Recorded data:

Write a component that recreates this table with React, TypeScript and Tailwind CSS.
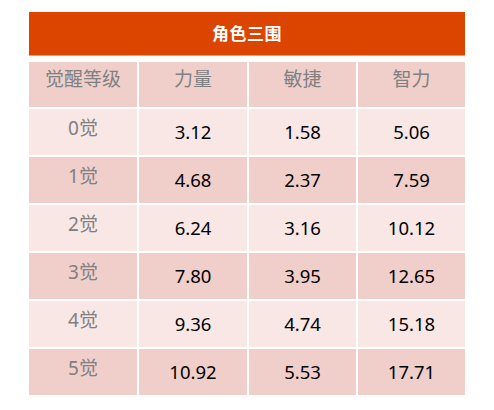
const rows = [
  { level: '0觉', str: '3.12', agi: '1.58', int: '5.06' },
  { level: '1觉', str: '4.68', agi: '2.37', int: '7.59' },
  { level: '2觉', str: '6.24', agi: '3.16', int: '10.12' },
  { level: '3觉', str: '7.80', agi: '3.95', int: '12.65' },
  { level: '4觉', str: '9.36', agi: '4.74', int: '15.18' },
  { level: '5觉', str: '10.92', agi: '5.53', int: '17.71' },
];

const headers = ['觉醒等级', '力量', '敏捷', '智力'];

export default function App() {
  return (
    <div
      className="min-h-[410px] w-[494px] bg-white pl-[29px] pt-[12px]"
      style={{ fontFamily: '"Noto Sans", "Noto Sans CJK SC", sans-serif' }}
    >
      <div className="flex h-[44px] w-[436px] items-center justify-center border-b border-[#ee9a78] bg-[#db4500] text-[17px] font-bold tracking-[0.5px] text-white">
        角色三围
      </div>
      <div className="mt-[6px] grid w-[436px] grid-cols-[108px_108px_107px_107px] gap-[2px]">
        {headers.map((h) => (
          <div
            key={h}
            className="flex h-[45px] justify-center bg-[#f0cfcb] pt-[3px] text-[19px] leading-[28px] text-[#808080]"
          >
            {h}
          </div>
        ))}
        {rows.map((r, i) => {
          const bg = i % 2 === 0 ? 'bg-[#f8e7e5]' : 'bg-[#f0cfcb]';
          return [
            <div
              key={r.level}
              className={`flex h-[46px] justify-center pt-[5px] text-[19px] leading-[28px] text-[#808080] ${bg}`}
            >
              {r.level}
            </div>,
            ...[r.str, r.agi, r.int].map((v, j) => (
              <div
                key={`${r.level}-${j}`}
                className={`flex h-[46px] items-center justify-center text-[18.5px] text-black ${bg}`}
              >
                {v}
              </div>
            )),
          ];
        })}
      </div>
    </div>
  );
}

Required task:
From the data above, write out everything exactly except the pictures.

Final result:
Write a component that recreates this table with React, TypeScript and Tailwind CSS.
const rows = [
  { level: '0觉', str: '3.12', agi: '1.58', int: '5.06' },
  { level: '1觉', str: '4.68', agi: '2.37', int: '7.59' },
  { level: '2觉', str: '6.24', agi: '3.16', int: '10.12' },
  { level: '3觉', str: '7.80', agi: '3.95', int: '12.65' },
  { level: '4觉', str: '9.36', agi: '4.74', int: '15.18' },
  { level: '5觉', str: '10.92', agi: '5.53', int: '17.71' },
];

const headers = ['觉醒等级', '力量', '敏捷', '智力'];

export default function App() {
  return (
    <div
      className="min-h-[410px] w-[494px] bg-white pl-[29px] pt-[12px]"
      style={{ fontFamily: '"Noto Sans", "Noto Sans CJK SC", sans-serif' }}
    >
      <div className="flex h-[44px] w-[436px] items-center justify-center border-b border-[#ee9a78] bg-[#db4500] text-[17px] font-bold tracking-[0.5px] text-white">
        角色三围
      </div>
      <div className="mt-[6px] grid w-[436px] grid-cols-[108px_108px_107px_107px] gap-[2px]">
        {headers.map((h) => (
          <div
            key={h}
            className="flex h-[45px] justify-center bg-[#f0cfcb] pt-[3px] text-[19px] leading-[28px] text-[#808080]"
          >
            {h}
          </div>
        ))}
        {rows.map((r, i) => {
          const bg = i % 2 === 0 ? 'bg-[#f8e7e5]' : 'bg-[#f0cfcb]';
          return [
            <div
              key={r.level}
              className={`flex h-[46px] justify-center pt-[5px] text-[19px] leading-[28px] text-[#808080] ${bg}`}
            >
              {r.level}
            </div>,
            ...[r.str, r.agi, r.int].map((v, j) => (
              <div
                key={`${r.level}-${j}`}
                className={`flex h-[46px] items-center justify-center text-[18.5px] text-black ${bg}`}
              >
                {v}
              </div>
            )),
          ];
        })}
      </div>
    </div>
  );
}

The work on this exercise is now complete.